### DIRECTION
Examine the records and identify each line that includes the string "screenshot". Copy those lines.

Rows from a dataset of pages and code
##########

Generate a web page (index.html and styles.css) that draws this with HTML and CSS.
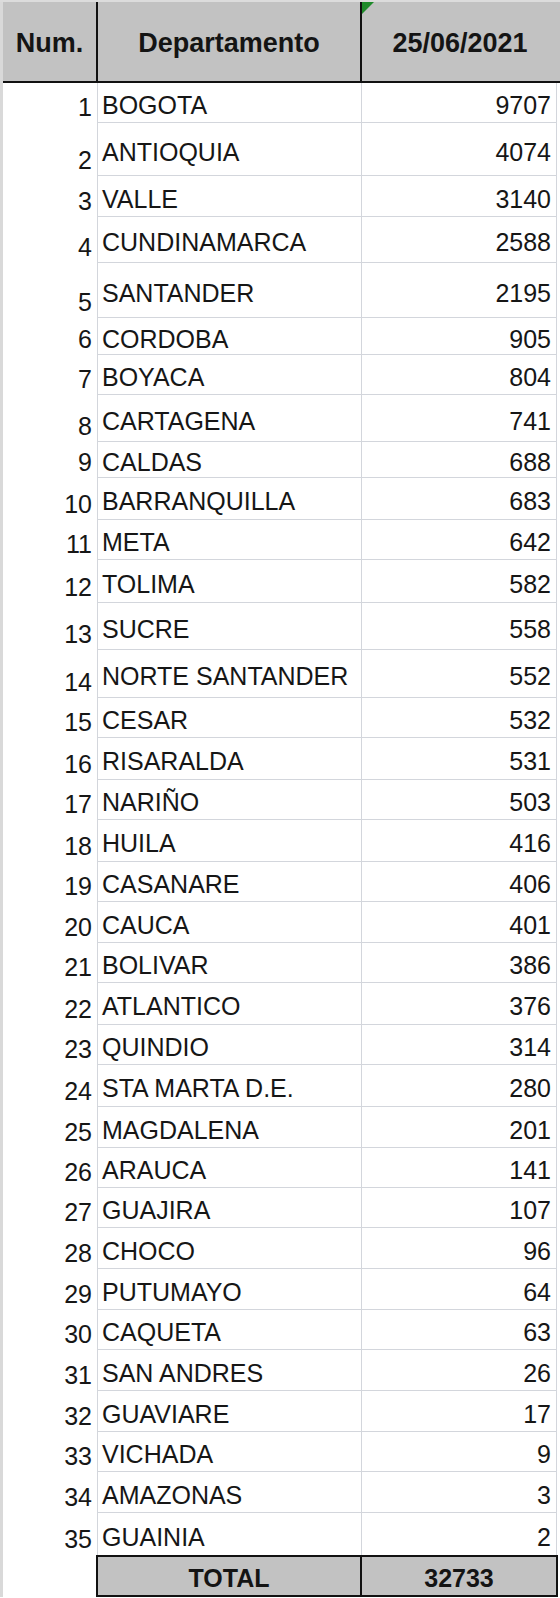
FILE: index.html
```html
<!DOCTYPE html>
<html lang="es">
<head>
<meta charset="utf-8">
<title>Departamento 25/06/2021</title>
<link rel="stylesheet" href="styles.css">
</head>
<body>
<div class="sheet">
  <div class="head">
    <div class="hcell hnum">Num.</div>
    <div class="hcell hdep">Departamento</div>
    <div class="hcell hval">25/06/2021<span class="flag"></span></div>
  </div>
  <div class="row h40"><div class="num">1</div><div class="dep">BOGOTA</div><div class="val">9707</div></div>
  <div class="row h53"><div class="num">2</div><div class="dep">ANTIOQUIA</div><div class="val">4074</div></div>
  <div class="row h41"><div class="num">3</div><div class="dep">VALLE</div><div class="val">3140</div></div>
  <div class="row h46"><div class="num">4</div><div class="dep">CUNDINAMARCA</div><div class="val">2588</div></div>
  <div class="row h55"><div class="num">5</div><div class="dep">SANTANDER</div><div class="val">2195</div></div>
  <div class="row h37"><div class="num">6</div><div class="dep">CORDOBA</div><div class="val">905</div></div>
  <div class="row h40"><div class="num">7</div><div class="dep">BOYACA</div><div class="val">804</div></div>
  <div class="row h47"><div class="num">8</div><div class="dep">CARTAGENA</div><div class="val">741</div></div>
  <div class="row h36"><div class="num">9</div><div class="dep">CALDAS</div><div class="val">688</div></div>
  <div class="row h42"><div class="num">10</div><div class="dep">BARRANQUILLA</div><div class="val">683</div></div>
  <div class="row h40"><div class="num">11</div><div class="dep">META</div><div class="val">642</div></div>
  <div class="row h43"><div class="num">12</div><div class="dep">TOLIMA</div><div class="val">582</div></div>
  <div class="row h47"><div class="num">13</div><div class="dep">SUCRE</div><div class="val">558</div></div>
  <div class="row h48"><div class="num">14</div><div class="dep">NORTE SANTANDER</div><div class="val">552</div></div>
  <div class="row h40"><div class="num">15</div><div class="dep">CESAR</div><div class="val">532</div></div>
  <div class="row h42"><div class="num">16</div><div class="dep">RISARALDA</div><div class="val">531</div></div>
  <div class="row h40"><div class="num">17</div><div class="dep">NARIÑO</div><div class="val">503</div></div>
  <div class="row h42"><div class="num">18</div><div class="dep">HUILA</div><div class="val">416</div></div>
  <div class="row h40"><div class="num">19</div><div class="dep">CASANARE</div><div class="val">406</div></div>
  <div class="row h41"><div class="num">20</div><div class="dep">CAUCA</div><div class="val">401</div></div>
  <div class="row h40"><div class="num">21</div><div class="dep">BOLIVAR</div><div class="val">386</div></div>
  <div class="row h42"><div class="num">22</div><div class="dep">ATLANTICO</div><div class="val">376</div></div>
  <div class="row h40"><div class="num">23</div><div class="dep">QUINDIO</div><div class="val">314</div></div>
  <div class="row h42"><div class="num">24</div><div class="dep">STA MARTA D.E.</div><div class="val">280</div></div>
  <div class="row h41"><div class="num">25</div><div class="dep">MAGDALENA</div><div class="val">201</div></div>
  <div class="row h40"><div class="num">26</div><div class="dep">ARAUCA</div><div class="val">141</div></div>
  <div class="row h40"><div class="num">27</div><div class="dep">GUAJIRA</div><div class="val">107</div></div>
  <div class="row h41"><div class="num">28</div><div class="dep">CHOCO</div><div class="val">96</div></div>
  <div class="row h41"><div class="num">29</div><div class="dep">PUTUMAYO</div><div class="val">64</div></div>
  <div class="row h40"><div class="num">30</div><div class="dep">CAQUETA</div><div class="val">63</div></div>
  <div class="row h41"><div class="num">31</div><div class="dep">SAN ANDRES</div><div class="val">26</div></div>
  <div class="row h41"><div class="num">32</div><div class="dep">GUAVIARE</div><div class="val">17</div></div>
  <div class="row h40"><div class="num">33</div><div class="dep">VICHADA</div><div class="val">9</div></div>
  <div class="row h41"><div class="num">34</div><div class="dep">AMAZONAS</div><div class="val">3</div></div>
  <div class="row h42 last"><div class="num">35</div><div class="dep">GUAINIA</div><div class="val">2</div></div>
  <div class="total">
    <div class="tblank"></div>
    <div class="tbox">
      <div class="tlabel">TOTAL</div>
      <div class="tval">32733</div>
    </div>
  </div>
</div>
</body>
</html>
```

FILE: styles.css
```css
html, body {
  margin: 0;
  padding: 0;
  background: #ffffff;
}

body {
  width: 560px;
  height: 1598px;
  overflow: hidden;
  font-family: "Liberation Sans", Arial, sans-serif;
  color: #161616;
}

.sheet {
  width: 557px;
  padding-left: 3px;
  border-top: 2px solid #dcdcdc;
  background: linear-gradient(to right, #d9d9d9 0, #d9d9d9 3px, #ffffff 3px);
}

/* header */
.head {
  display: grid;
  grid-template-columns: 93px 264px 198px;
  height: 79px;
  background: #c2c2c2;
  border-bottom: 2px solid #111111;
}

.hcell {
  display: flex;
  align-items: center;
  justify-content: center;
  padding-top: 3px;
  font-weight: bold;
  font-size: 27px;
  line-height: 27px;
  color: #141414;
}

.hdep,
.hval {
  border-left: 2px solid #111111;
}

.hval {
  position: relative;
}

.flag {
  position: absolute;
  left: 0;
  top: 0;
  width: 0;
  height: 0;
  border-top: 12px solid #1f8a2a;
  border-right: 12px solid transparent;
}

/* body rows */
.row {
  display: grid;
  grid-template-columns: 94px 264px 196px;
  font-size: 25px;
  line-height: 24px;
}

.num {
  display: flex;
  align-items: flex-end;
  justify-content: flex-end;
  padding-right: 5px;
  padding-bottom: 4px;
  background: #ffffff;
}

.dep,
.val {
  display: flex;
  align-items: center;
  padding-top: 5px;
  border-left: 1px solid #d3d6dc;
  border-bottom: 1px solid #d3d6dc;
}

.dep {
  padding-left: 4px;
}

.val {
  justify-content: flex-end;
  padding-right: 5px;
  border-right: 1px solid #d3d6dc;
}

.row.last .dep,
.row.last .val {
  border-bottom: none;
}

.h36 { height: 36px; }
.h37 { height: 37px; }
.h40 { height: 40px; }
.h41 { height: 41px; }
.h42 { height: 42px; }
.h43 { height: 43px; }
.h46 { height: 46px; }
.h47 { height: 47px; }
.h48 { height: 48px; }
.h53 { height: 53px; }
.h55 { height: 55px; }

/* total row */
.total {
  display: grid;
  grid-template-columns: 93px 462px;
  height: 42px;
}

.tblank {
  background: #ffffff;
}

.tbox {
  display: grid;
  grid-template-columns: 262px 196px;
  background: #c2c2c2;
  border: 2px solid #111111;
  font-weight: bold;
  font-size: 25px;
  line-height: 24px;
  color: #141414;
}

.tlabel,
.tval {
  display: flex;
  align-items: center;
  justify-content: center;
  padding-top: 3px;
}

.tval {
  border-left: 2px solid #111111;
}
```
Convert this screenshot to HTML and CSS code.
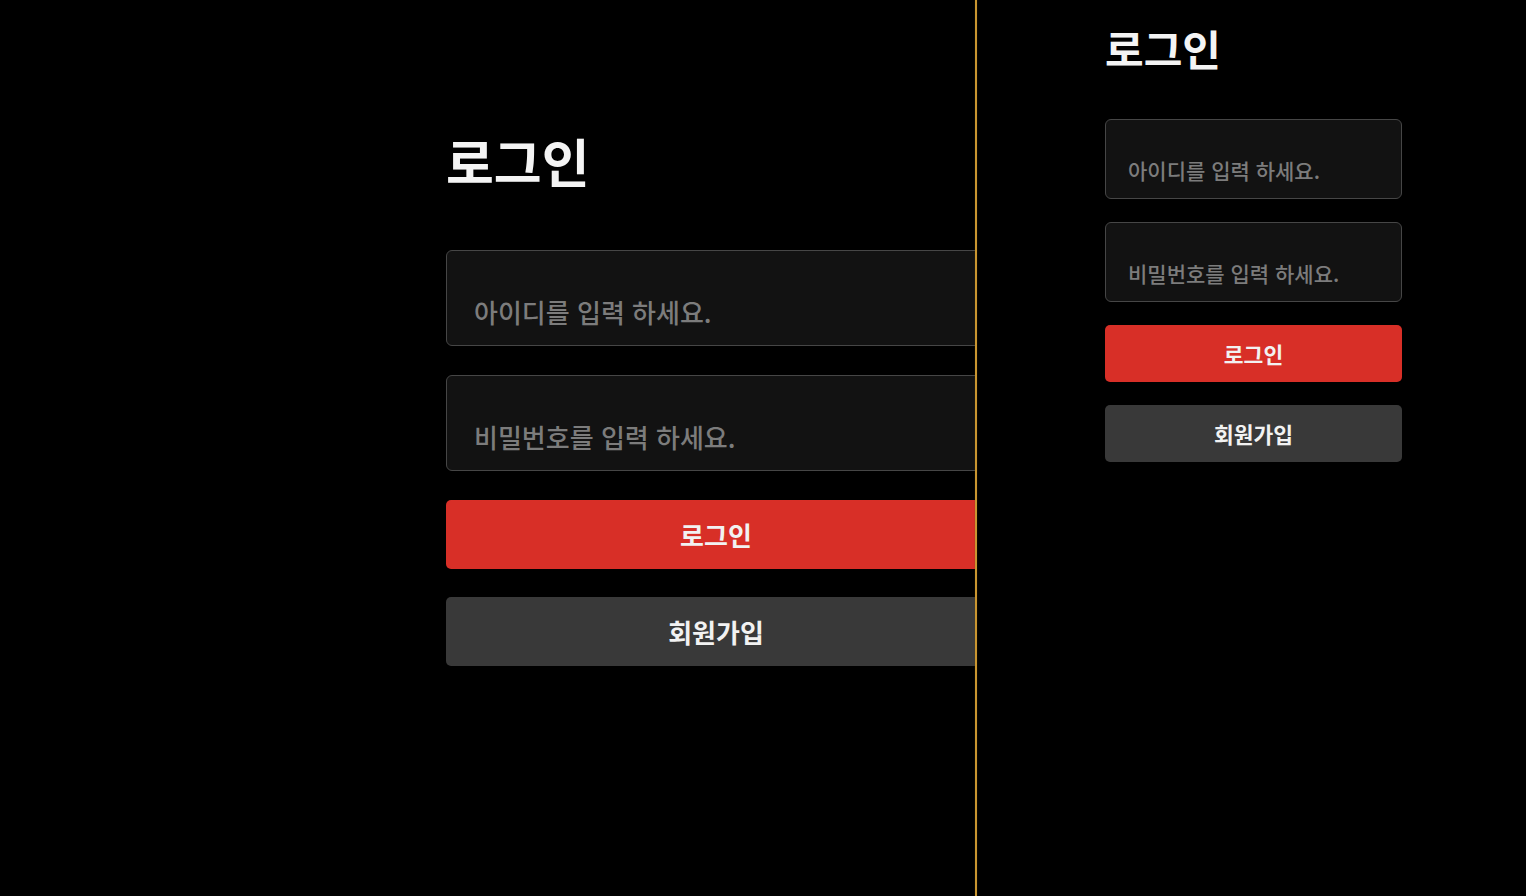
FILE: index.html
```html
<!DOCTYPE html>
<html lang="ko">
<head>
<meta charset="utf-8">
<title>로그인</title>
<link rel="stylesheet" href="styles.css">
</head>
<body>
<div class="page">
  <section class="pane pane-wide">
    <form class="form form-wide">
      <h1 class="title">로그인</h1>
      <input class="field" type="text" placeholder="아이디를 입력 하세요.">
      <input class="field" type="password" placeholder="비밀번호를 입력 하세요.">
      <button class="btn btn-primary" type="button">로그인</button>
      <button class="btn btn-secondary" type="button">회원가입</button>
    </form>
  </section>
  <div class="divider"></div>
  <section class="pane pane-narrow">
    <form class="form form-narrow">
      <h1 class="title">로그인</h1>
      <input class="field" type="text" placeholder="아이디를 입력 하세요.">
      <input class="field" type="password" placeholder="비밀번호를 입력 하세요.">
      <button class="btn btn-primary" type="button">로그인</button>
      <button class="btn btn-secondary" type="button">회원가입</button>
    </form>
  </section>
</div>
</body>
</html>
```

FILE: styles.css
```css
* { box-sizing: border-box; }
html, body {
  margin: 0;
  padding: 0;
  background: #000;
  height: 100%;
}
body {
  font-family: "Noto Sans CJK KR", "Noto Sans", sans-serif;
  color: #f2f2f2;
  overflow: hidden;
}
.page {
  display: flex;
  width: 1526px;
  height: 896px;
}
.pane {
  height: 100%;
  overflow: hidden;
}
.pane-wide {
  width: 975px;
  flex: none;
  padding-left: 446px;
}
.divider {
  width: 2px;
  flex: none;
  background: #c99530;
  box-shadow: 0 0 1px #6b4a10;
}
.pane-narrow {
  flex: 1;
  padding-left: 128px;
}
.form {
  display: flex;
  flex-direction: column;
}
.title {
  margin: 0;
  font-weight: 700;
  color: #f4f4f4;
  line-height: 1;
}
.field {
  display: block;
  width: 100%;
  background: #121212;
  border: 1px solid #464646;
  border-radius: 6px;
  color: #ddd;
  font-family: inherit;
  font-weight: 500;
  outline: none;
}
.field::placeholder {
  color: #7c7c7c;
}
.btn {
  display: block;
  width: 100%;
  border: none;
  border-radius: 5px;
  color: #f2f2f2;
  font-family: inherit;
  font-weight: 700;
  cursor: pointer;
}
.btn-primary { background: #d82f27; }
.btn-secondary { background: #393939; }

/* wide version */
.form-wide {
  width: 540px;
  padding-top: 135px;
}
.form-wide .title {
  font-size: 52px;
  margin-bottom: 63px;
}
.form-wide .field {
  height: 96px;
  padding: 26px 26px 0 27px;
  font-size: 26px;
  margin-bottom: 29px;
}
.form-wide .btn {
  height: 69px;
  font-size: 26px;
}
.form-wide .btn-primary { margin-bottom: 28px; }

/* narrow version */
.form-narrow {
  width: 297px;
  padding-top: 27px;
}
.form-narrow .title {
  font-size: 42px;
  margin-bottom: 50px;
}
.form-narrow .field {
  height: 80px;
  padding: 22px 20px 0 22px;
  font-size: 21px;
  margin-bottom: 23px;
}
.form-narrow .btn {
  height: 57px;
  font-size: 21.5px;
}
.form-narrow .btn-primary { margin-bottom: 23px; }
```
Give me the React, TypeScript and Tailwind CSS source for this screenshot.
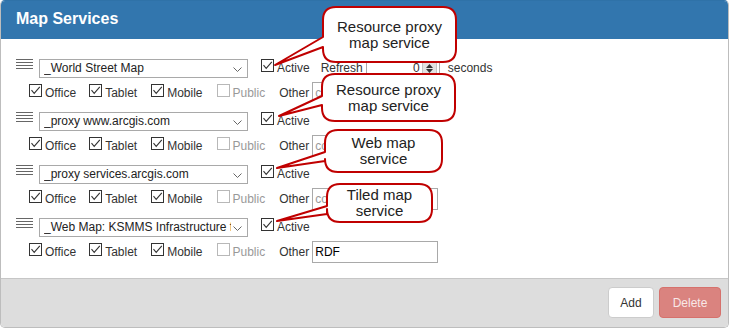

##########

### COMPLETE RESPONSE
Convert this screenshot to HTML and CSS code.
Give me the React, TypeScript and Tailwind CSS source for this screenshot.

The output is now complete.